Pub Date: Feb. 10th, 2026
ISBN: 9780385551915
Publisher: Doubleday

A man heads to a remote island to save the environment—or so he’s told.

Miles’ fourth novel, billed as a fable, is a slim but potent study of humanity in extremis. Its hero, Adi, is rudderless: His young son has recently died, prompting the end of his marriage, and he has a lackluster job teaching fourth-grade science. Seeking change and adventure, he connects with a peculiar foundation that recruits him to help revive the native species on a flyspeck tropical island called Santa Flora. Doing that requires the simple but gruesome task of killing the island’s invasive species, hordes of goats that have grazed the terrain barren. Early on, it’s clear that he’s not quite up to the task: He’s never used firearms, let alone the high-powered rifle he’s equipped with. (He wounds himself firing his first shot, the scope striking his head when the weapon recoils.) Disposing of goat corpses proves a messy, complicated business. And he has some intimidating company in the form of fishermen treading the waters to poach sharks for their fins. Miles’ observational skills are on fine display—the offbeat premise is fully convincing, thanks to precise details about the island’s flora and fauna, Adi’s equipment, and (in time) the full story of his family’s collapse.
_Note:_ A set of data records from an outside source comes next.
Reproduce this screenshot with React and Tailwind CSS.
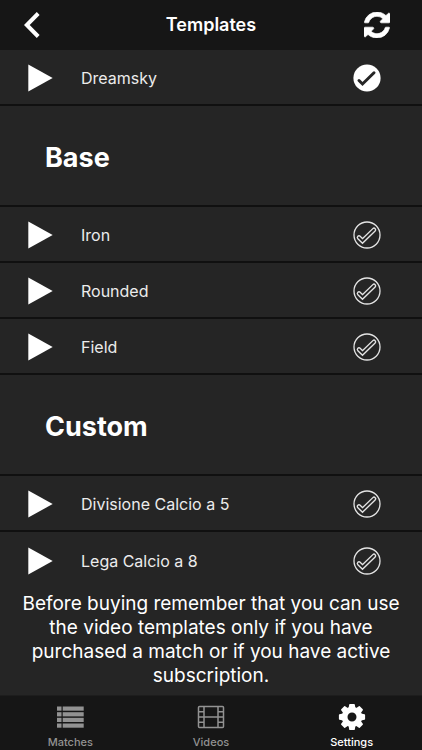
import React from 'react';

const baseTemplates = ['Iron', 'Rounded', 'Field'];
const customTemplates = ['Divisione Calcio a 5', 'Lega Calcio a 8'];

function PlayIcon() {
  return (
    <svg viewBox="0 0 25 28" className="w-[25px] h-7" fill="currentColor" aria-hidden="true">
      <path d="M.3 .5 24.7 14 .3 27.5Z" />
    </svg>
  );
}

function RefreshIcon() {
  return (
    <svg viewBox="0 0 1536 1536" className="w-[26px] h-[26px]" fill="currentColor" stroke="currentColor" strokeWidth="40" aria-hidden="true">
      <path d="M1511 928q0 5-1 7-64 268-268 434.5t-478 166.5q-146 0-282.5-55t-243.5-157l-129 129q-19 19-45 19t-45-19-19-45v-448q0-26 19-45t45-19h448q26 0 45 19t19 45-19 45l-137 137q71 66 161 102t187 36q134 0 250-65t186-179q11-17 53-117 8-23 30-23h192q13 0 22.5 9.5t9.5 22.5zm25-800v448q0 26-19 45t-45 19h-448q-26 0-45-19t-19-45 19-45l138-138q-148-137-349-137-134 0-250 65t-186 179q-11 17-53 117-8 23-30 23h-199q-13 0-22.5-9.5t-9.5-22.5v-7q65-268 270-434.5t480-166.5q146 0 284 55.5t245 156.5l130-129q19-19 45-19t45 19 19 45z" />
    </svg>
  );
}

function CheckIcon({ selected }) {
  if (selected) {
    return (
      <svg viewBox="0 0 28 28" className="w-7 h-7" fill="none" aria-hidden="true">
        <circle cx="14" cy="14" r="13.6" fill="#fff" />
        <path d="M6 16.5 9.5 20 21 8.8" stroke="#252525" strokeWidth="3" strokeLinecap="round" />
      </svg>
    );
  }
  return (
    <svg viewBox="0 0 28 28" className="w-7 h-7" fill="none" strokeLinecap="round" aria-hidden="true">
      <circle cx="14" cy="14" r="13" stroke="#e4e4e4" strokeWidth="1.3" />
      <path d="M6 16.5 9.5 20 21 8.8" stroke="#e4e4e4" strokeWidth="4.6" />
      <path d="M6 16.5 9.5 20 21 8.8" stroke="#252525" strokeWidth="1.9" />
    </svg>
  );
}

function ListIcon() {
  return (
    <svg viewBox="0 0 27 22" className="w-[27px] h-[22px]" fill="currentColor" aria-hidden="true">
      {[0.5, 6.2, 11.8, 17.5].map((y) => (
        <g key={y}>
          <rect x="0" y={y} width="4.5" height="4.2" />
          <rect x="5.7" y={y} width="21" height="4.2" />
        </g>
      ))}
    </svg>
  );
}

function FilmIcon() {
  return (
    <svg viewBox="0 0 28 24" className="w-7 h-6" fill="none" stroke="currentColor" strokeWidth="1.5" aria-hidden="true">
      <rect x="1.5" y="1.5" width="25" height="21" rx="1" />
      <path d="M7 1.5V22.5M21 1.5V22.5M7 12H21M1.5 6.7H7M1.5 12H7M1.5 17.3H7M21 6.7H26.5M21 12H26.5M21 17.3H26.5" />
    </svg>
  );
}

function GearIcon() {
  return (
    <svg viewBox="0 0 28 28" className="w-7 h-7" fill="currentColor" aria-hidden="true">
      <path fillRule="evenodd" d="M14 3.8a10.2 10.2 0 1 0 0 20.4a10.2 10.2 0 1 0 0-20.4ZM14 9.5a4.5 4.5 0 1 1 0 9a4.5 4.5 0 1 1 0-9Z" />
      {[0, 45, 90, 135, 180, 225, 270, 315].map((angle) => (
        <path key={angle} d="M10.6 5 11.2 1.5Q11.3 .9 11.9 .9H16.1Q16.7 .9 16.8 1.5L17.4 5Z" transform={`rotate(${angle} 14 14)`} />
      ))}
    </svg>
  );
}

function TemplateRow({ name, selected = false, last = false }) {
  return (
    <li className={`flex items-center h-14 pt-0.5 pl-7 pr-[41px] ${last ? '' : 'border-b-2 border-[#101010]'}`}>
      <button type="button" aria-label={`Play ${name}`}>
        <PlayIcon />
      </button>
      <span className="flex-1 pl-7 text-base text-[#ececec]">{name}</span>
      <button type="button" aria-label={`Select ${name}`} aria-pressed={selected}>
        <CheckIcon selected={selected} />
      </button>
    </li>
  );
}

function SectionTitle({ children }) {
  return (
    <h2 className="flex items-center h-[101px] pt-1.5 pl-[45px] border-b-2 border-[#101010] text-[27px] font-bold">
      {children}
    </h2>
  );
}

function Tab({ label, icon, active = false }) {
  return (
    <a
      href={`#${label.toLowerCase()}`}
      aria-current={active ? 'page' : undefined}
      className={`flex flex-1 flex-col items-center pt-[3px] text-[11px] font-medium ${active ? 'text-white' : 'text-[#929292]'}`}
    >
      <span className="flex items-center h-9">{icon}</span>
      <span className="leading-4">{label}</span>
    </a>
  );
}

function App() {
  return (
    <div className="flex flex-col min-h-screen bg-[#252525] text-white font-[Inter,'Liberation_Sans',sans-serif]">
      {/* Header */}
      <header className="flex items-center justify-between h-[50px] pl-6 pr-8 bg-[#161616]">
        <button type="button" aria-label="Back" className="w-[26px]">
          <svg viewBox="0 0 16 26" className="w-4 h-[26px]" fill="none" stroke="currentColor" strokeWidth="4" aria-hidden="true">
            <path d="M14.2 1.5 2.8 13 14.2 24.5" />
          </svg>
        </button>
        <h1 className="pl-2 text-lg font-semibold">Templates</h1>
        <button type="button" aria-label="Refresh">
          <RefreshIcon />
        </button>
      </header>

      {/* Template list */}
      <main className="flex-1">
        <ul>
          <TemplateRow name="Dreamsky" selected />
        </ul>
        <SectionTitle>Base</SectionTitle>
        <ul>
          {baseTemplates.map((name) => (
            <TemplateRow key={name} name={name} />
          ))}
        </ul>
        <SectionTitle>Custom</SectionTitle>
        <ul>
          {customTemplates.map((name, index) => (
            <TemplateRow key={name} name={name} last={index === customTemplates.length - 1} />
          ))}
        </ul>
        <p className="px-4 pt-1 text-center text-[19px] leading-6">
          Before buying remember that you can use the video templates only if you have purchased a match or if you have active subscription.
        </p>
      </main>

      {/* Tab bar */}
      <nav className="flex h-[55px] border-t border-[#1d1d1d] bg-[#161616]">
        <Tab label="Matches" icon={<ListIcon />} />
        <Tab label="Videos" icon={<FilmIcon />} />
        <Tab label="Settings" icon={<GearIcon />} active />
      </nav>
    </div>
  );
}

export default App;
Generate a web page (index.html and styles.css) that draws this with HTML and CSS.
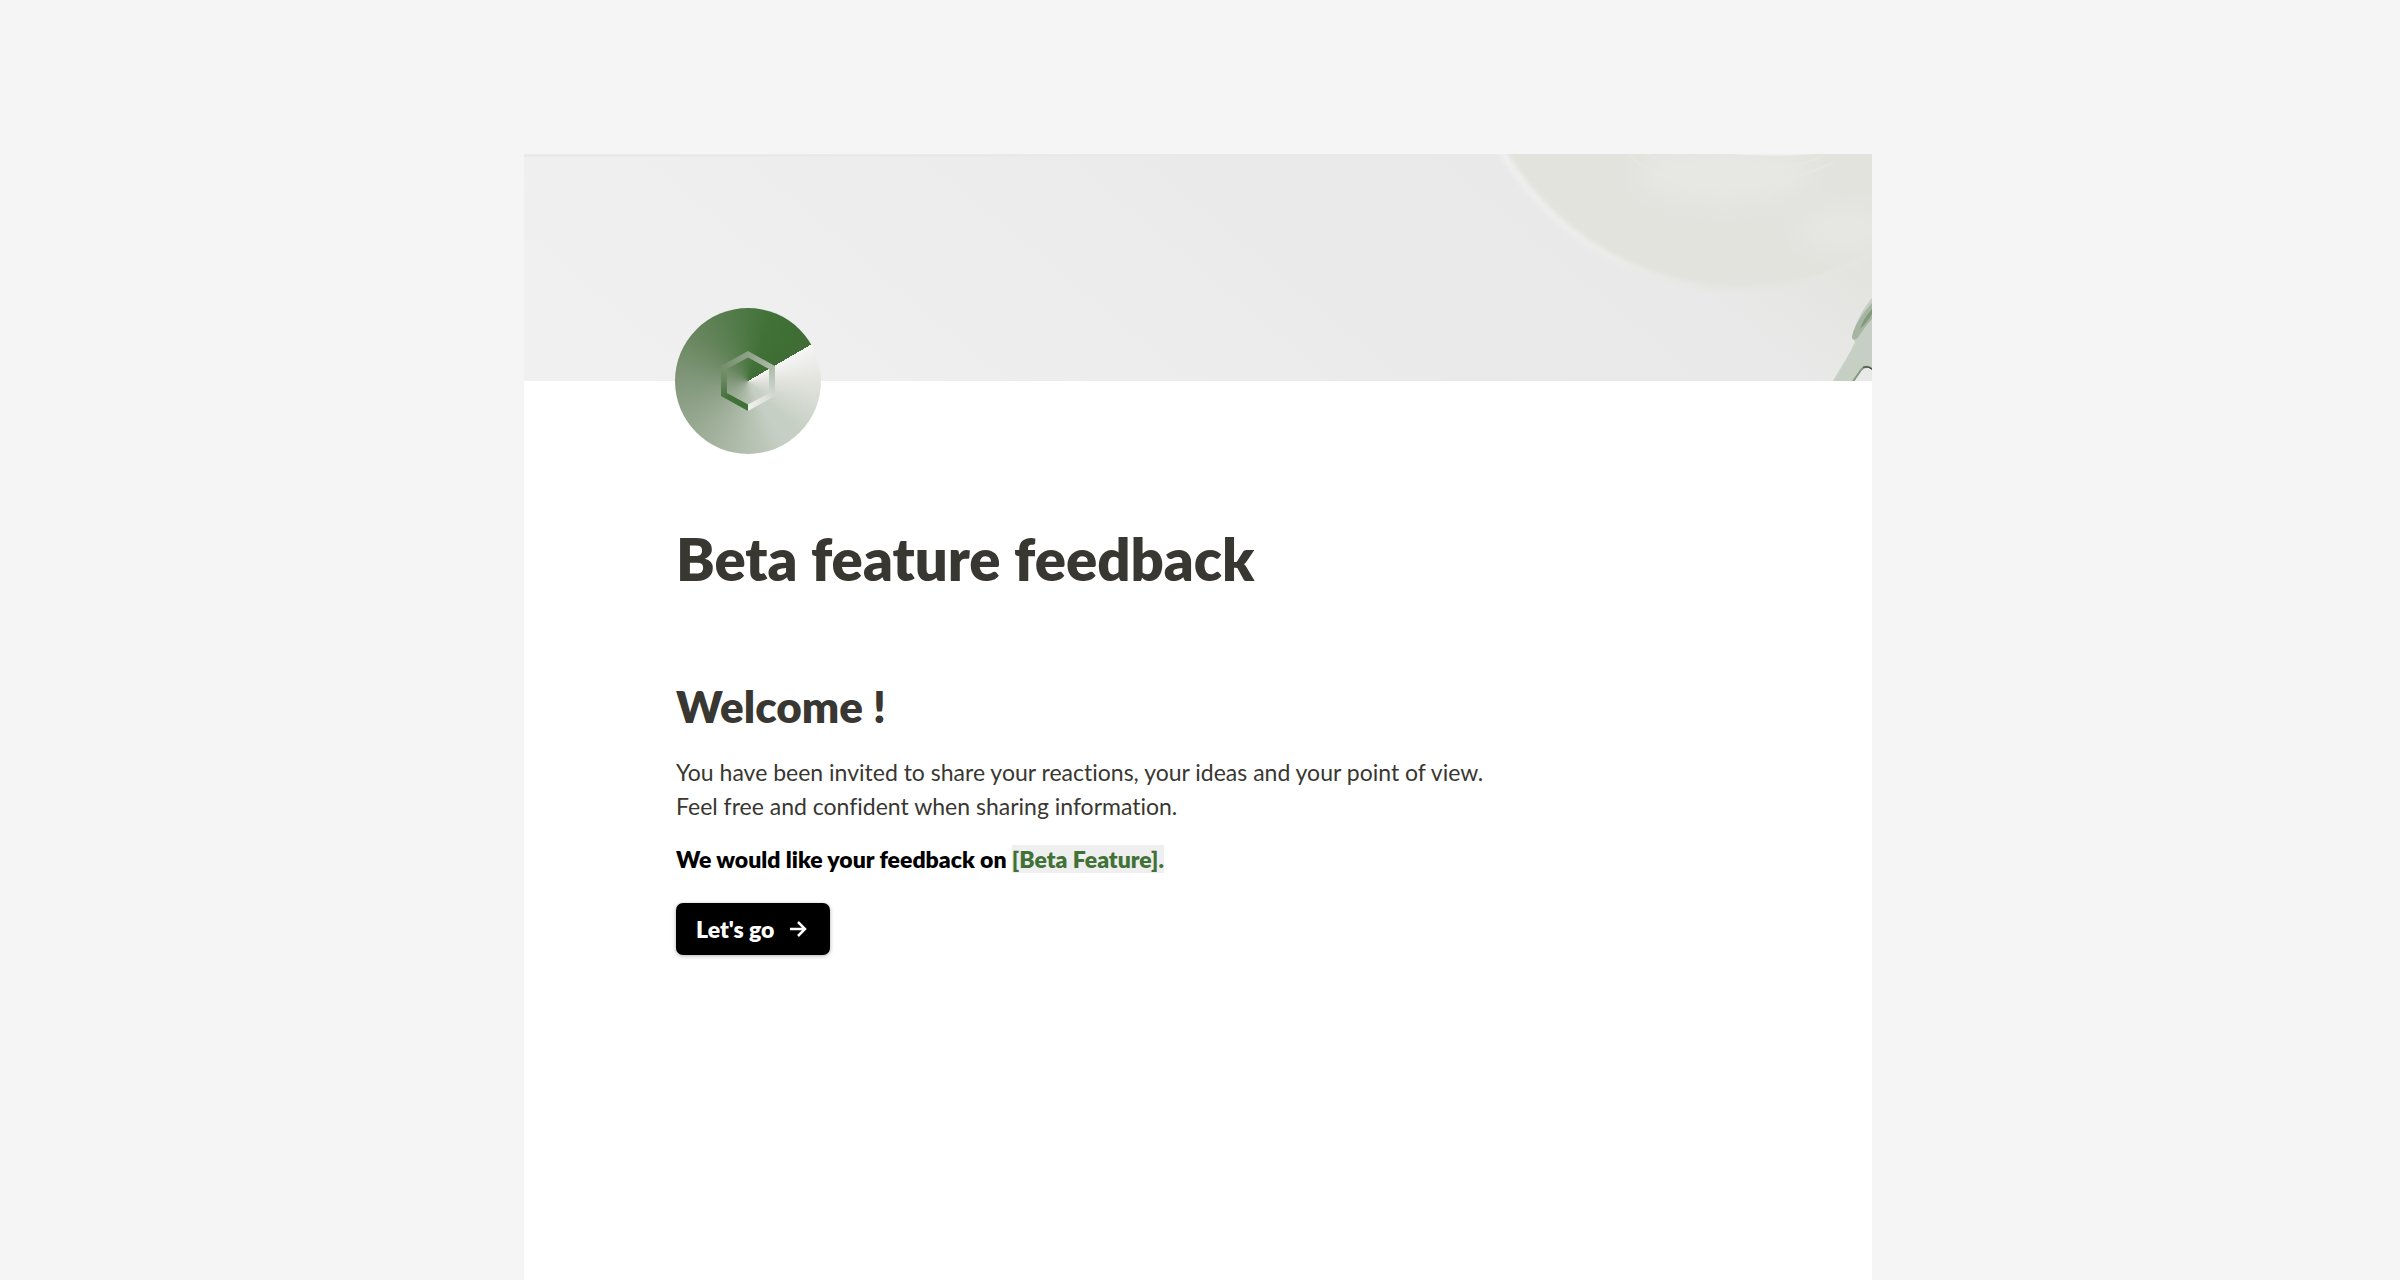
FILE: index.html
```
<!DOCTYPE html>
<html lang="en">
<head>
    <meta charset="UTF-8">
    <meta name="viewport" content="width=device-width, initial-scale=1.0">
    <title>Beta feature feedback</title>
    <link rel="stylesheet" href="styles.css">
</head>
<body>
    <main class="card">
        <header class="cover">
            <svg class="cover-art" viewBox="0 0 1348 227" preserveAspectRatio="xMaxYMin slice" aria-hidden="true">
                <defs>
                    <linearGradient id="wall" x1="0" y1="0.6" x2="1" y2="0.4">
                        <stop offset="0" stop-color="#f0f0f0"/>
                        <stop offset="0.35" stop-color="#ededed"/>
                        <stop offset="0.6" stop-color="#eaeaea"/>
                        <stop offset="0.84" stop-color="#e9e9e9"/>
                        <stop offset="0.95" stop-color="#e4e4e1"/>
                        <stop offset="1" stop-color="#e2e3dd"/>
                    </linearGradient>
                    <linearGradient id="rim" x1="0" y1="0" x2="1" y2="0">
                        <stop offset="0" stop-color="#f0f0f0"/>
                        <stop offset="0.25" stop-color="#ececeb"/>
                        <stop offset="0.45" stop-color="#e6e6e3"/>
                        <stop offset="1" stop-color="#e3e4df"/>
                    </linearGradient>
                    <filter id="soft" x="-20%" y="-20%" width="140%" height="140%">
                        <feGaussianBlur stdDeviation="2"/>
                    </filter>
                    <filter id="softer" x="-50%" y="-50%" width="200%" height="200%">
                        <feGaussianBlur stdDeviation="14"/>
                    </filter>
                </defs>
                <rect width="1348" height="227" fill="url(#wall)"/>
                <rect width="1348" height="3" fill="#e9e9e9"/>
                <!-- plate -->
                <circle cx="1215" cy="-139" r="277" fill="url(#rim)" filter="url(#soft)"/>
                <circle cx="1217" cy="-139" r="271" fill="#e2e3dd" filter="url(#soft)"/>
                <ellipse cx="1200" cy="20" rx="90" ry="30" fill="#e7e7e4" filter="url(#softer)"/>
                <ellipse cx="1320" cy="75" rx="50" ry="20" fill="#e7e7e4" filter="url(#softer)"/>
                <g fill="none" stroke="#e8e8e5" stroke-width="2" opacity="0.6">
                    <path d="M1104 0Q1135 30 1200 32Q1262 32 1310 8"/>
                    <path d="M1124 0Q1160 18 1205 18Q1260 18 1300 2"/>
                </g>
                <ellipse cx="1250" cy="-3" rx="50" ry="5" fill="#eeeeee"/>
                <!-- leaf -->
                <path d="M1348 144C1340 153 1331 169 1328 183L1331 188C1325 202 1317 213 1309 227H1348Z" fill="#c6cfc4"/>
                <path d="M1348 149C1338 160 1329 173 1328 184Q1331 188 1335 182Q1342 171 1348 165Z" fill="#a6b5a1"/>
                <path d="M1348 155Q1339 165 1336 175Q1343 169 1348 160Z" fill="#829a7b"/>
                <path d="M1328 229L1337 216Q1340 212 1345 213L1350 216V229Z" fill="#e9e9e9" stroke="#829a7b" stroke-width="2"/>
                <path d="M1339 213H1344L1348 215" fill="none" stroke="#393731"/>
            </svg>
            <div class="logo"><span class="logo-ring"></span></div>
        </header>
        <section class="content">
            <h1>Beta feature feedback</h1>
            <h2>Welcome !</h2>
            <p>You have been invited to share your reactions, your ideas and your point of view.<br>Feel free and confident when sharing information.</p>
            <p class="ask">We would like your feedback on <mark>[Beta Feature].</mark></p>
            <button type="button" class="start">
                Let's go
                <svg viewBox="0 0 24 24" width="24" height="24" aria-hidden="true">
                    <path d="M4 12H19M12 5L19 12L12 19" fill="none" stroke="currentColor" stroke-width="2.500"/>
                </svg>
            </button>
        </section>
    </main>
</body>
</html>
```
FILE: styles.css
```
* {
    box-sizing: border-box;
}
body {
    margin: 0;
    min-height: 100vh;
    display: flex;
    padding: 154px 528px 0 524px;
    background-color: #f5f5f5;
    font-family: Lato, sans-serif;
    font-size: 23px;
    line-height: 34px;
    font-variant-ligatures: none;
    color: #393731;
}
.card {
    flex: 1;
    background-color: #fff;
}
.cover {
    position: relative;
    height: 227px;
}
.cover-art {
    display: block;
    width: 100%;
    height: 100%;
}
/* logo sits over the lower edge of the cover */
.logo {
    position: absolute;
    left: 151px;
    bottom: -73px;
    width: 146px;
    height: 146px;
    display: grid;
    place-items: center;
    border-radius: 50%;
    background: conic-gradient(from 60deg, #f5f5f5, #e2e3dd 30deg, #c6cfc4 75deg, #c6cfc4 90deg, #a8b6a3 140deg, #8a9e84 195deg, #68865f 250deg, #417137 320deg, #3f6d35 360deg);
}
.logo-ring {
    width: 54px;
    height: 60px;
    background: conic-gradient(from 180deg, #417137, #417137 50deg, #68865f 90deg, #829a7b 150deg, #8fa189 180deg, #a8b6a3 230deg, #c6cfc4 280deg, #e2e3dd 320deg, #f0f0f0 360deg);
    clip-path: polygon(evenodd, 50% 0, 100% 25%, 100% 75%, 50% 100%, 0 75%, 0 25%, 50% 0, 50% 11%, 89% 30%, 89% 70%, 50% 89%, 11% 70%, 11% 30%, 50% 11%);
}
.content {
    padding: 143px 152px 64px;
}
h1 {
    margin: 0 0 86px;
    font-size: 58px;
    line-height: 70px;
    font-weight: 800;
}
h2 {
    margin: 0 0 23px;
    font-size: 44px;
    line-height: 52px;
    font-weight: 800;
}
p {
    margin: 0 0 19px;
}
.ask {
    margin-bottom: 27px;
    font-weight: 800;
    color: #000;
}
mark {
    background-color: #efefef;
    color: #417137;
}
.start {
    display: flex;
    align-items: center;
    gap: 12px;
    height: 52px;
    padding: 0 20px;
    border: none;
    border-radius: 7px;
    background-color: #000;
    color: #fff;
    font: inherit;
    font-weight: 800;
    box-shadow: 0 1px 4px rgba(0, 0, 0, 0.3);
    cursor: pointer;
}
.start:hover {
    background-color: #222;
}
@media (max-width: 1800px) {
    body {
        padding: 64px 5% 0;
    }
}
@media (max-width: 900px) {
    body {
        padding: 0;
    }
    .content {
        padding: 120px 24px 48px;
    }
    .logo {
        left: 24px;
    }
}
```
But the “fable” element of the story remains appealingly open-ended—the novel can be read as an allegory about contempt for immigrants, our propensity for violence, our relationship to the environment (and the harm we bring upon it), our need for connection, and more. However one reads it, Adi becomes a potent symbol of life in a fearful, desperate moment: “This, right here, was surely where he belonged: alone in the earth’s dungeon, clapped in irons for all his failures.”

A stark, propulsive, and timely man-versus-nature tale.